One of the highest-profile cases of CTE comes from Aaron Hernandez, a star football player who likely developed CTE during his amateur and professional career. Hernandez exhibited aggressive behavior and was involved in two murders, and he committed suicide while serving a life sentence for one of them.

Who Might Bear Liability For CTE?

Establishing liability for CTE is not easy, given that the condition develops over time instead of occurring as the result of a single incident, like a head-on collision. 

As a result, a personal injury lawyer must prove that a pattern of injuries accumulated to cause the condition, and to that end, they often look at many possible angles to establish liability for CTE, such as:

Negligence

Negligence is characterized by a person or business failing to exercise reasonable care, which leads to an injury as a result. 

Suppose your home is near a mine, which means you are exposed to explosions daily. The mining company might be negligent if it does not take reasonable steps to protect nearby homes from the blast waves that can cause mild (but repeated) brain trauma.

Product Liability

Product manufacturers have strict liability for any injuries that result from the use of their items. Of equal importance, manufacturers must provide products that are safe to use for their intended purposes.

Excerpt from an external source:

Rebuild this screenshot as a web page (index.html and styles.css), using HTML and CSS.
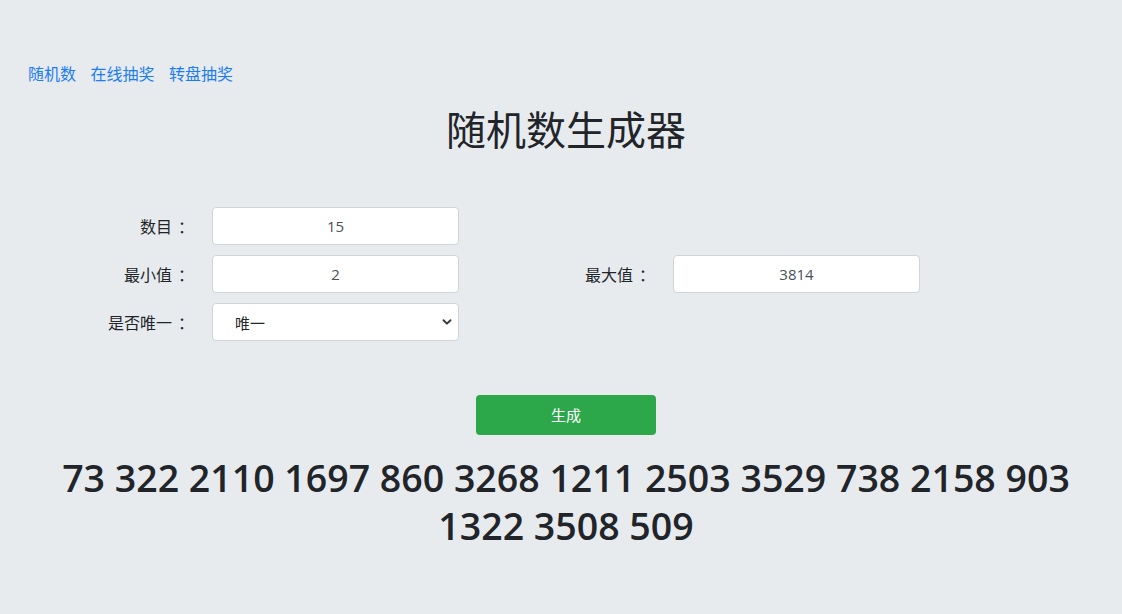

Suppose that a helmet you wore on a sports team in your youth allowed you to suffer head injuries it should have otherwise prevented. In that case, it might have a design defect that could form the basis of a product liability claim. 

Similarly, if the helmet lacked any warnings that it was not designed for contact sports or was solely for novelty purposes, it might have a warning defect.

Withheld Information

Doctors have known about CTE since 2002, but for decades prior to that, doctors knew that boxers, football players, and other athletes tended to develop dementia at younger ages than the general public.

Despite that knowledge, recreational, college, and professional leagues have withheld information about any links between their sports and CTE, actions that may very well support an injury claim against them.

Compensation That Could Be Available For CTE Patients

If you can prove liability, you can pursue compensation for economic and non-economic losses. 

Economic damages cover the financial costs of your injury, typically including the following:

  • Past and future medical costs
  • Long-term care expenses
  • Income losses
  • Diminished earning capacity

Non-economic damages encompass the reduction in your quality of life due to your condition. 

Some measures of these losses include things such as:

  • Physical pain
  • Mental anguish
  • Emotional distress
  • Disability

CTE robs you of both your physical and mental health, causing you and your loved ones to suffer significant damages. Fortunately, the legal system may provide a path for recovering the resources necessary to provide for your care.